Cardoso, Brazilian president from 1995 to 2003, stressed the importance of democracy in securing Latin American growth. “In many ways, we are living in a democratic revolution,” he said. “For the first time in Latin America, we have democracy.” Democracy was key to helping curb Brazil’s inflation, he noted.

While many observe that Latin America’s economic growth has been modest, Cardoso pointed out that the region has seen significant social growth. “Health, infant mortality, literacy – every one is making progress, and sustainable progress,” he said. Democracy is behind such progress, he said, as it demands that government respond to the needs of its people.

What’s the growth engine?

In what turned out to be his sole question to the panelists, Summers challenged them to name the source of the productivity growth many of them discussed for the region.
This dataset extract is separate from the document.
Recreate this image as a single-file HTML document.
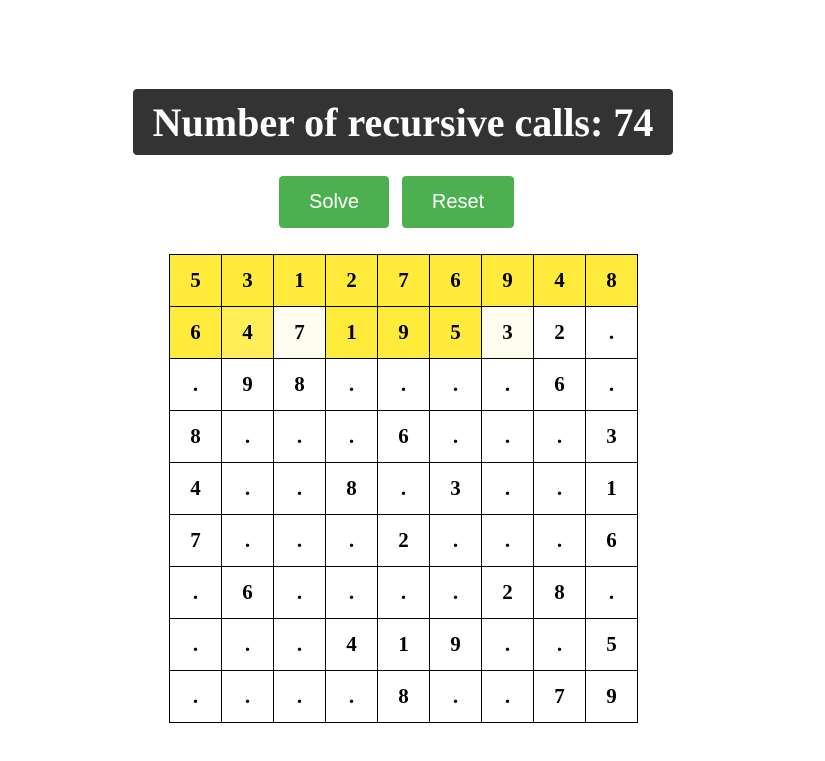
<!DOCTYPE html>
<html><head><style>
body{margin:0;background:#fff;width:825px;height:761px;position:relative;font-family:"Liberation Serif",serif}
.t{position:absolute;left:133px;top:89px;width:540px;height:66px;background:#333;border-radius:4px;color:#fff;font-weight:bold;font-size:40px;text-align:center;line-height:68px}
.b{position:absolute;top:176px;height:52px;background:#4caf50;color:#fff;border-radius:4px;font-family:"Liberation Sans",sans-serif;font-size:20px;text-align:center;line-height:52px}
table{position:absolute;left:169px;top:254px;border-collapse:collapse}
td{width:52px;height:52px;padding:0;border:1px solid #000;text-align:center;font-weight:bold;font-size:21px;box-sizing:border-box}
.y{background:#ffeb3b}.l{background:#ffee58}.p{background:#fffdf0}
</style></head><body>
<div class="t">Number of recursive calls: 74</div>
<div class="b" style="left:279px;width:110px">Solve</div>
<div class="b" style="left:402px;width:112px">Reset</div>
<table>
<tr><td class="y">5</td><td class="y">3</td><td class="y">1</td><td class="y">2</td><td class="y">7</td><td class="y">6</td><td class="y">9</td><td class="y">4</td><td class="y">8</td></tr>
<tr><td class="y">6</td><td class="l">4</td><td class="p">7</td><td class="y">1</td><td class="y">9</td><td class="y">5</td><td class="p">3</td><td>2</td><td>.</td></tr>
<tr><td>.</td><td>9</td><td>8</td><td>.</td><td>.</td><td>.</td><td>.</td><td>6</td><td>.</td></tr>
<tr><td>8</td><td>.</td><td>.</td><td>.</td><td>6</td><td>.</td><td>.</td><td>.</td><td>3</td></tr>
<tr><td>4</td><td>.</td><td>.</td><td>8</td><td>.</td><td>3</td><td>.</td><td>.</td><td>1</td></tr>
<tr><td>7</td><td>.</td><td>.</td><td>.</td><td>2</td><td>.</td><td>.</td><td>.</td><td>6</td></tr>
<tr><td>.</td><td>6</td><td>.</td><td>.</td><td>.</td><td>.</td><td>2</td><td>8</td><td>.</td></tr>
<tr><td>.</td><td>.</td><td>.</td><td>4</td><td>1</td><td>9</td><td>.</td><td>.</td><td>5</td></tr>
<tr><td>.</td><td>.</td><td>.</td><td>.</td><td>8</td><td>.</td><td>.</td><td>7</td><td>9</td></tr>
</table>
</body></html>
Neither the U.S. growth engine of creative entrepreneurship and customer service nor the Chinese and Indian model of high productivity in exchange for low wages seems plausible for Latin America, he said, so what will fuel its potential growth?

Panelists were nearly unanimous in their response: education. It’s an area, they said, where the region has largely fallen short of expectations.

“We have chosen to be poor and to remain poor simply because Latin American countries are not educating our children,” said Arias, again voicing the strongest criticism and most dour predictions. The average level of schooling in Latin America is just six years, he added. “Our productivity is extremely low simply because we are condemning our children to be peons at the beginning of the 21st century.”

Summers concluded with the observation that even if Latin America managed to educate a significant portion of its population to at least the high school level, the region would still be faced with the challenge of who will employ them.

“I think that the central question is going to be how we make all these good things come,” said Summers in closing. “I think this question of how one achieves both government by the people and government for the people in effective ways is going to be a profound question for the Rockefeller Center to think about in the years ahead.”